[start]

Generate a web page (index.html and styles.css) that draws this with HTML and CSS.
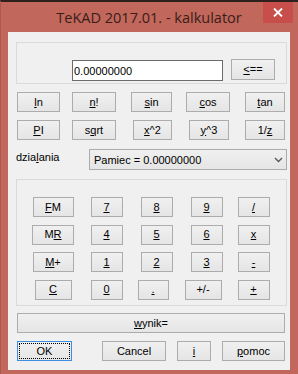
FILE: index.html
```html
<!DOCTYPE html>
<html>
<head>
<meta charset="utf-8">
<link rel="stylesheet" href="styles.css">
</head>
<body>
<div class="win">
  <div class="titlebar">
    <div class="title">TeKAD 2017.01. - kalkulator</div>
    <div class="close">
      <svg width="10" height="9" viewBox="0 0 10 9"><path d="M1 0.5 L9 8.5 M9 0.5 L1 8.5" stroke="#fff" stroke-width="1.8" fill="none"/></svg>
    </div>
  </div>
  <div class="client">
    <div class="group g1">
      <input class="edit" type="text" value="0.00000000">
      <button class="btn back"><span><u>&lt;</u>==</span></button>
    </div>

    <div class="fn">
      <button class="btn w43"><span><u>l</u>n</span></button>
      <button class="btn w44 m12"><span><u>n</u>!</span></button>
      <button class="btn w41 m15"><span><u>s</u>in</span></button>
      <button class="btn w44 m14"><span><u>c</u>os</span></button>
      <button class="btn w40 m15"><span><u>t</u>an</span></button>
    </div>
    <div class="fn">
      <button class="btn w43"><span><u>P</u>I</span></button>
      <button class="btn w44 m12"><span>s<u>q</u>rt</span></button>
      <button class="btn w39 m17"><span><u>x</u>^2</span></button>
      <button class="btn w40 m17"><span><u>y</u>^3</span></button>
      <button class="btn w40 m16"><span>1/<u>z</u></span></button>
    </div>

    <div class="ops">
      <div class="ops-label">dzia<u>l</u>ania</div>
      <div class="combo">
        <span>Pamiec = 0.00000000</span>
        <svg width="9" height="6" viewBox="0 0 9 6"><path d="M1 1 L4.5 4.5 L8 1" stroke="#5a5a5a" stroke-width="1.4" fill="none"/></svg>
      </div>
    </div>

    <div class="group g2">
      <button class="btn w41"><span><u>F</u>M</span></button>
      <button class="btn w32"><span><u>7</u></span></button>
      <button class="btn w32"><span><u>8</u></span></button>
      <button class="btn w32"><span><u>9</u></span></button>
      <button class="btn w32"><span><u>/</u></span></button>

      <button class="btn w42"><span>M<u>R</u></span></button>
      <button class="btn w32"><span><u>4</u></span></button>
      <button class="btn w32"><span><u>5</u></span></button>
      <button class="btn w32"><span><u>6</u></span></button>
      <button class="btn w32"><span><u>x</u></span></button>

      <button class="btn w41"><span><u>M</u>+</span></button>
      <button class="btn w32"><span><u>1</u></span></button>
      <button class="btn w32"><span><u>2</u></span></button>
      <button class="btn w32"><span><u>3</u></span></button>
      <button class="btn w32"><span><u>-</u></span></button>

      <button class="btn w37"><span><u>C</u></span></button>
      <button class="btn w32"><span><u>0</u></span></button>
      <button class="btn w31 shift"><span><u>.</u></span></button>
      <button class="btn w37 shift"><span>+/-</span></button>
      <button class="btn w32"><span><u>+</u></span></button>
    </div>

    <button class="btn wynik"><span><u>w</u>ynik=</span></button>

    <div class="bottom">
      <button class="btn ok"><span>OK</span></button>
      <button class="btn w64 m30"><span>Cancel</span></button>
      <button class="btn w34 m11"><span><u>i</u></span></button>
      <button class="btn w63 m11"><span><u>p</u>omoc</span></button>
    </div>
  </div>
</div>
</body>
</html>
```

FILE: styles.css
```css
* { box-sizing: border-box; }
html, body { margin: 0; padding: 0; }
body {
  font-family: "Liberation Sans", Arial, sans-serif;
  font-size: 11px;
  color: #000;
  background: #c1675b;
}
.win {
  width: 298px;
  height: 374px;
  background: #c1675b;
  border-top: 2px solid #2e201d;
  border-left: 1px solid #ae5a4f;
  padding: 0 8px 4px 7px;
  display: flex;
  flex-direction: column;
  overflow: hidden;
}
.titlebar {
  height: 30px;
  margin: 0 -8px 0 -8px;
  display: grid;
  grid-template-columns: 1fr auto 1fr;
  align-items: start;
}
.title {
  grid-column: 2;
  font-family: "Open Sans", "Noto Sans", sans-serif;
  font-size: 14.5px;
  line-height: 20px;
  padding-top: 6px;
  color: #3a1d19;
  white-space: nowrap;
}
.close {
  grid-column: 3;
  justify-self: end;
  margin-right: 5px;
  width: 30px;
  height: 21px;
  background: #c84e4b;
  display: flex;
  align-items: center;
  justify-content: center;
}
.close svg { display: block; }
.client {
  flex: 1;
  background: #f0f0f0;
  padding-top: 10px;
}
.group {
  margin-left: 8px;
  width: 271px;
  border: 1px solid #dadada;
}
.g1 {
  height: 42px;
  padding: 16px 0 0 55px;
  display: flex;
  align-items: flex-start;
}
.edit {
  width: 151px;
  height: 21px;
  margin: 1px 0 0 0;
  padding: 0 0 0 1px;
  border: 1px solid #6b6b6b;
  background: #fff;
  font: inherit;
  color: #000;
  outline: none;
}
.btn {
  height: 20px;
  margin: 0;
  padding: 0;
  border: 1px solid #acacac;
  background: linear-gradient(#f0f0f0, #e5e5e5);
  font: inherit;
  color: #000;
  display: flex;
  align-items: center;
  justify-content: center;
  line-height: 13px;
}
.btn u, .ops-label u { text-underline-offset: 1px; }
.back { width: 44px; height: 21px; margin-left: 8px; }

.fn {
  display: flex;
  padding-left: 9px;
  margin-top: 8px;
}
.w31 { width: 31px; }
.w32 { width: 32px; }
.w34 { width: 34px; }
.w37 { width: 37px; }
.w39 { width: 39px; }
.w40 { width: 40px; }
.w41 { width: 41px; }
.w42 { width: 42px; }
.w43 { width: 43px; }
.w44 { width: 44px; }
.w63 { width: 63px; }
.w64 { width: 64px; }
.m11 { margin-left: 11px; }
.m12 { margin-left: 12px; }
.m14 { margin-left: 14px; }
.m15 { margin-left: 15px; }
.m16 { margin-left: 16px; }
.m17 { margin-left: 17px; }
.m30 { margin-left: 30px; }

.ops {
  display: flex;
  align-items: flex-start;
  margin-top: 9px;
  padding-left: 8px;
}
.ops-label {
  width: 73px;
  padding-top: 2px;
  line-height: 13px;
}
.combo {
  width: 198px;
  height: 21px;
  border: 1px solid #acacac;
  background: linear-gradient(#f0f0f0, #e5e5e5);
  display: flex;
  align-items: center;
  justify-content: space-between;
  padding: 0 3px 0 4px;
}
.combo svg { display: block; margin-top: 1px; }

.g2 {
  margin-top: 9px;
  height: 127px;
  padding: 17px 0 0 9px;
  display: grid;
  grid-template-columns: 54px 53px 47px 53px 41px;
  grid-auto-rows: 20px;
  row-gap: 7.67px;
  justify-items: center;
}
.shift { margin-right: 7px; }

.wynik {
  width: 268px;
  margin: 7px 0 0 9px;
}
.bottom {
  display: flex;
  padding-left: 9px;
  margin-top: 8px;
}
.ok {
  width: 55px;
  border-color: #3d8ee0;
  outline: 1px dotted #000;
  outline-offset: -3px;
}
```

[end]

Problem: From the data above, copy each line that holds "index".

Complete response:
Generate a web page (index.html and styles.css) that draws this with HTML and CSS.
FILE: index.html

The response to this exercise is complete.